Bruckner, fallecido mucho antes del ascenso del nazismo, no tuvo obviamente control alguno sobre la apropiación de su obra. Escritas al margen de cualquier ideología o intención política, sus sinfonías son grandes y aspiran a encontrar la trascendencia, o al menos a interrogarse abiertamente sobre ella: para los nazis, esas obras fueron la expresión de un hombre sencillo, capaz de aportar al patrimonio alemán una producción de calidad excepcional sin rasgos “degenerados”. Todo un emblema en manos de los ideólogos del régimen, que no dudaron en señalarlo entre los elegidos. Numerosos directores del periodo, algunos distantes de los nazis, como el gran Hans Knappertsbusch, otros no tanto o bien abiertamente simpatizantes, coincidieron en aquellos años en su atracción musical hacia Bruckner.
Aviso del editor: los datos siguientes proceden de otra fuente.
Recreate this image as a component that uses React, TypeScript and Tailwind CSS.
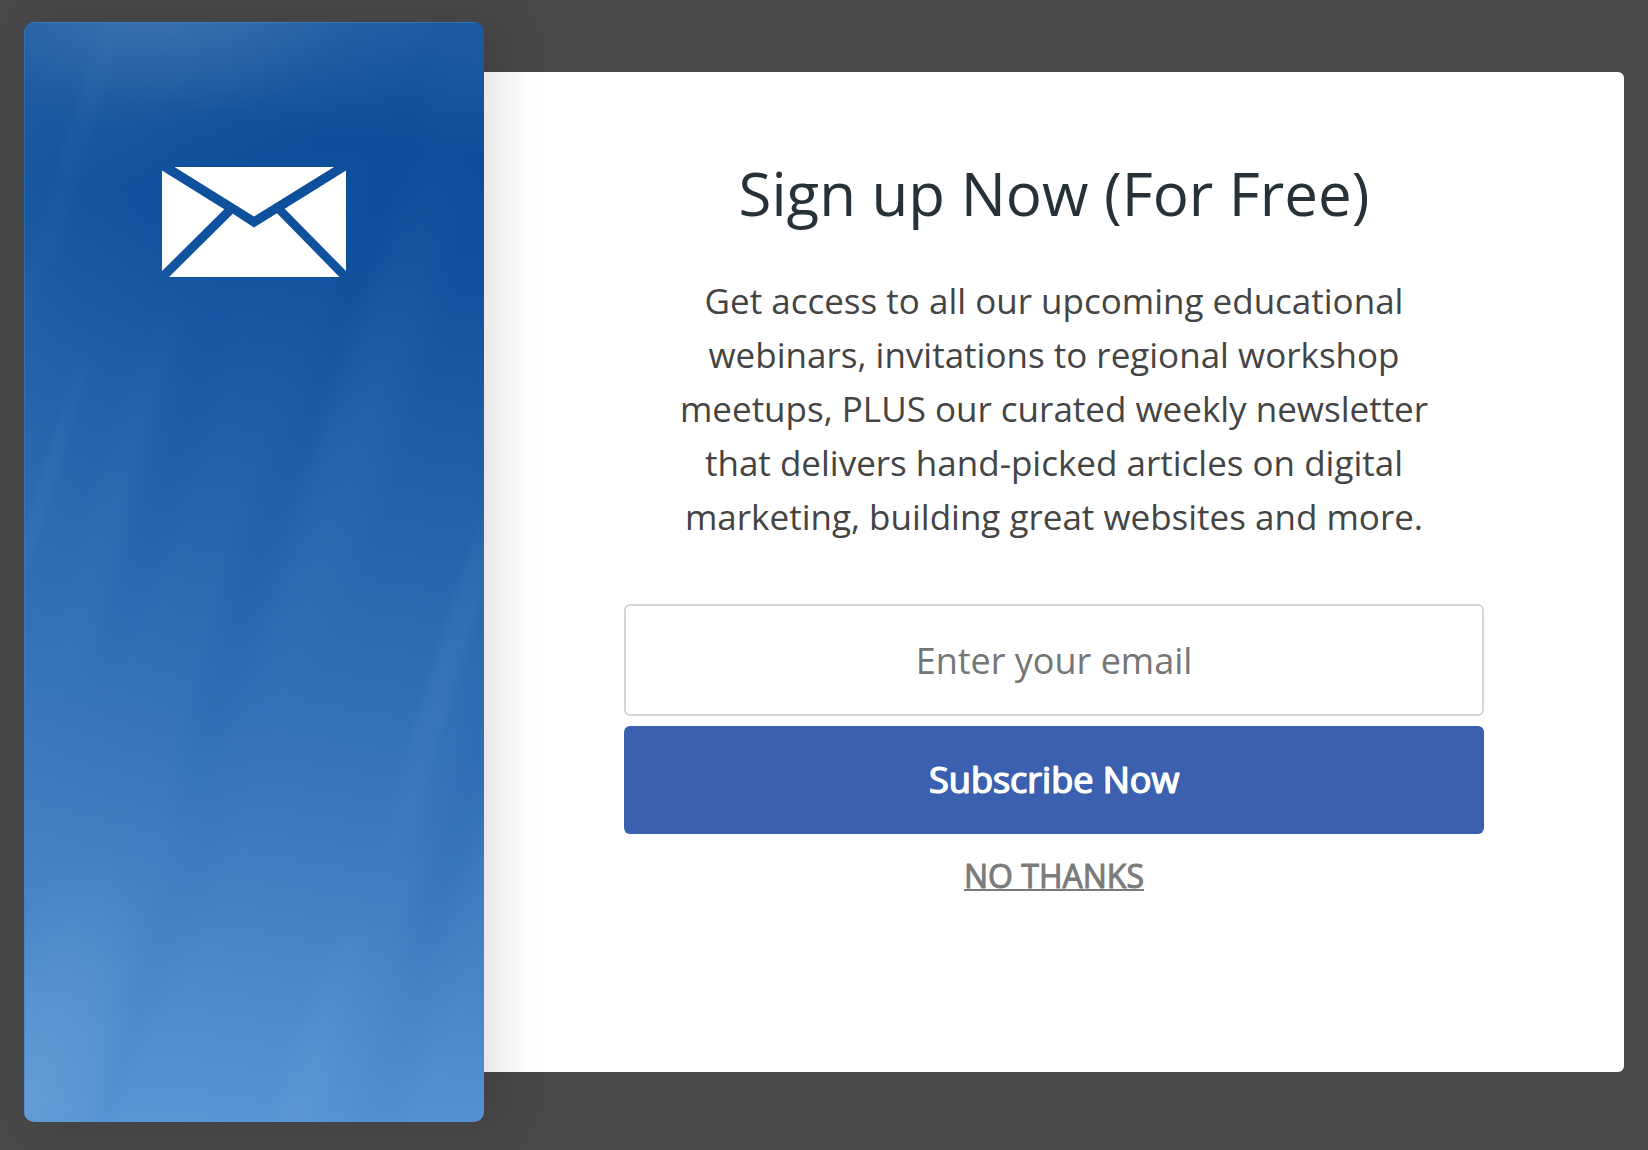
type Streak = { x: number; y: number; length: number; width: number; tone: string; opacity: number };

const streaks: Streak[] = [
  { x: 50, y: 130, length: 260, width: 16, tone: '#5a97d2', opacity: 0.07 },
  { x: 20, y: 470, length: 170, width: 12, tone: '#6aa2da', opacity: 0.09 },
  { x: 90, y: 480, length: 240, width: 30, tone: '#5a97d2', opacity: 0.07 },
  { x: 150, y: 430, length: 260, width: 36, tone: '#0c4e9c', opacity: 0.15 },
  { x: 340, y: 230, length: 260, width: 28, tone: '#06458f', opacity: 0.16 },
  { x: 240, y: 520, length: 320, width: 36, tone: '#0f539f', opacity: 0.2 },
  { x: 340, y: 400, length: 320, width: 50, tone: '#5a97d2', opacity: 0.09 },
  { x: 425, y: 640, length: 240, width: 20, tone: '#8ab8e4', opacity: 0.09 },
  { x: 440, y: 780, length: 200, width: 36, tone: '#2362ad', opacity: 0.3 },
  { x: 390, y: 980, length: 220, width: 44, tone: '#2b6cb5', opacity: 0.16 },
  { x: 190, y: 780, length: 280, width: 40, tone: '#2563ad', opacity: 0.1 },
  { x: 110, y: 990, length: 200, width: 28, tone: '#3574bb', opacity: 0.12 },
  { x: 10, y: 1060, length: 240, width: 80, tone: '#8cbbe0', opacity: 0.2 },
  { x: 290, y: 1040, length: 170, width: 30, tone: '#8cbbe6', opacity: 0.09 },
];

function PanelBackdrop() {
  return (
    <svg
      className="absolute inset-0 h-full w-full"
      viewBox="0 0 460 1100"
      preserveAspectRatio="none"
      aria-hidden="true"
    >
      <defs>
        <linearGradient id="sky" gradientUnits="userSpaceOnUse" x1="310" y1="0" x2="120" y2="1100">
          <stop offset="0" stopColor="#1c5aa3" />
          <stop offset="0.1" stopColor="#0c4e99" />
          <stop offset="0.2" stopColor="#0f519c" />
          <stop offset="0.34" stopColor="#1c5da6" />
          <stop offset="0.5" stopColor="#2869b0" />
          <stop offset="0.64" stopColor="#3473b9" />
          <stop offset="0.8" stopColor="#4582c4" />
          <stop offset="0.92" stopColor="#528fcf" />
          <stop offset="1" stopColor="#5a95d4" />
        </linearGradient>
        <radialGradient
          id="glow"
          gradientUnits="userSpaceOnUse"
          cx="0"
          cy="0"
          r="1"
          gradientTransform="translate(140 -20) rotate(-8) scale(290 180)"
        >
          <stop offset="0" stopColor="#6a92bd" stopOpacity="0.45" />
          <stop offset="0.35" stopColor="#6a92bd" stopOpacity="0.28" />
          <stop offset="0.7" stopColor="#6a92bd" stopOpacity="0.08" />
          <stop offset="1" stopColor="#6a92bd" stopOpacity="0" />
        </radialGradient>
        <linearGradient id="side" x1="0" y1="0" x2="1" y2="0">
          <stop offset="0" stopColor="#4b88c4" stopOpacity="0.12" />
          <stop offset="0.12" stopColor="#4b88c4" stopOpacity="0.07" />
          <stop offset="0.35" stopColor="#4b88c4" stopOpacity="0" />
        </linearGradient>
        {streaks.map((s, i) => (
          <radialGradient key={i} id={`streak-${i}`}>
            <stop offset="0" stopColor={s.tone} stopOpacity={s.opacity} />
            <stop offset="0.5" stopColor={s.tone} stopOpacity={s.opacity * 0.6} />
            <stop offset="1" stopColor={s.tone} stopOpacity="0" />
          </radialGradient>
        ))}
      </defs>
      <rect width="460" height="1100" fill="url(#sky)" />
      <rect width="460" height="1100" fill="url(#side)" />
      <rect width="460" height="300" fill="url(#glow)" />
      {streaks.map((s, i) => (
        <ellipse
          key={i}
          rx={s.width}
          ry={s.length}
          fill={`url(#streak-${i})`}
          transform={`translate(${s.x} ${s.y}) rotate(17)`}
        />
      ))}
      <path d="M0 0.5H460" stroke="#3f7cc0" strokeOpacity="0.7" />
      <path d="M0.5 0V1100" stroke="#3f7cc0" strokeOpacity="0.5" />
    </svg>
  );
}

function EnvelopeIcon() {
  return (
    <svg className="relative h-[110px] w-[184px]" viewBox="0 0 184 110" fill="#fff" aria-hidden="true">
      <path d="M12.5 0H172L92 49.5Z" />
      <path d="M0 3.5L62.3 42.3L0 104Z" />
      <path d="M184 3.5L122.7 41.8L184 104Z" />
      <path d="M7 110L70.8 46.8L92 60.5L115 46.3L177.5 110Z" />
    </svg>
  );
}

export default function App() {
  return (
    <div className="min-h-screen bg-[#484848] px-6 pt-[22px] pb-7 font-['Open_Sans',sans-serif]">
      <main className="flex">
        <aside className="relative z-10 flex w-[28.75%] shrink-0 justify-center overflow-hidden rounded-[10px] pt-[145px] shadow-[16px_0_48px_rgba(0,0,0,0.12)]">
          <PanelBackdrop />
          <EnvelopeIcon />
        </aside>
        <section className="my-[50px] flex min-h-[1000px] flex-1 flex-col items-center rounded-r-md bg-white px-[140px] pt-20 text-center">
          <h1 className="text-[60px] leading-[82px] text-[#263238]">Sign up Now (For Free)</h1>
          <p className="mt-10 max-w-[780px] text-[35px] leading-[54px] text-[#444]">
            Get access to all our upcoming educational webinars, invitations to regional workshop
            meetups, PLUS our curated weekly newsletter that delivers hand-picked articles on digital
            marketing, building great websites and more.
          </p>
          <form className="mt-[60px] flex w-full flex-col items-center" onSubmit={(e) => e.preventDefault()}>
            <input
              type="email"
              aria-label="Email"
              placeholder="Enter your email"
              className="h-28 w-full rounded-md border-2 border-[#d5d5d5] bg-white text-center text-4xl text-[#444] placeholder:text-[#757575]"
            />
            <button
              type="submit"
              className="mt-[10px] h-[108px] w-full rounded-md bg-[#3a60af] text-4xl text-white [-webkit-text-stroke:1px_#fff] [text-shadow:1px_0_#fff]"
            >
              Subscribe Now
            </button>
            <button
              type="button"
              className="mt-5 text-[32px] leading-[44px] text-[#7b7b7b] underline decoration-2 [-webkit-text-stroke:1px_#7b7b7b]"
            >
              NO THANKS
            </button>
          </form>
        </section>
      </main>
    </div>
  );
}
Pero ser un compositor no maldito, de hecho predilecto del régimen, perjudicó la difusión que reclamaba su excepcional personalidad musical. No se ha señalado a Bruckner como simpatizante nazi, como sí ha sucedido con Wagner (quien llevaba muerto más de 40 años cuando Hitler escribió “Mein Kampf”), pero Bruckner fue durante mucho tiempo y para algunos círculos “ese compositor que gustaba a los nazis”. A Hitler, ciertamente, le encantaba, pero es cuestionable que realmente conociera y comprendiera su obra, dado su escaso gusto.
Una obra excepcional
Para tener un marco, sólo “El anillo del nibelungo” de Wagner, creador admirado por Bruckner, se acerca a las 16 horas. Bruckner, cuya producción sinfónica es de unas 10 horas, no estaba lejos de las formas y miradas wagnerianas. Tuvo dificultades de encaje en Viena por su personalidad, pero también por su contraposición a los gustos musicales imperantes, dominados por el gran Johannes Brahms, la belleza etérea de los valses y el verbo de paladines tan notables como el crítico Eduard Hanslick, una de las causas de la gran inseguridad de Bruckner, que le llevaba a revisar sus obras entre grandes dudas.
Es frecuente hablar de sus sinfonías desde la analogía, describiéndolas por ejemplo como catedrales, por su dimensión y por su tentativa abierta de crear la espiritualidad. Lo interesante de esa analogía es que remite a la idea de un espacio en el que se deambula; y, en efecto, quien escucha una sinfonía de Bruckner se encuentra dentro de un espacio, y no ante un lienzo, como sucede con la mayoría de las composiciones de Mahler y otros. Bruckner es la tierra y la luz de un paisaje majestuoso, que retorna sobre sí mismo para impulsarse, para ascender, para ganar en volumen y fuerza; y que, instantes después, parece volar en los límites más frágiles de la materia, si es que no la ha abandonado. Esta poderosa personalidad musical implica un reto para directores y orquestas, también para los coros, si hablamos de sus misas.
Hacia la popularidad
Muchos directores han interpretado y grabado a Bruckner, y cada uno de ellos lo ha entendido de una manera diferente, pero quizá el más influyente de sus intérpretes en las últimas décadas haya sido Claudio Abbado, cuando desde el poderoso podio de Lucerna, tras culminar el ciclo de las sinfonías de Mahler, anunció la era de Bruckner. Aquello provocó una pequeña explosión bruckneriana. 200 años después de su nacimiento, Bruckner protagoniza el primero de los programas de la temporada de la Filarmónica de Berlín y es objeto de congresos, exposiciones y publicaciones. Algunas de sus obras están cómodamente asentadas en el repertorio, caso de la Cuarta y Séptima -y de ese prodigio contrapuntístico que es la Quinta-. En Euskadi, la actividad de dos orquestas sinfónicas profesionales y de festivales o entidades culturales como Kursaal permiten escuchar obra de Bruckner con cierta frecuencia. En Bilbao, ya el 7 de abril de 1932 sonó la Cuarta en la sala de la Filarmónica, con la BOS y Heinrich Laber, y desde entonces Bruckner ha resonado en diversas salas y con distintos maestros y obras, entre ellas el “Te Deum”, dejando grandes interpretaciones como una Cuarta dirigida por Gunter Neuhold que permanece en la memoria de numerosos aficionados y aficionadas.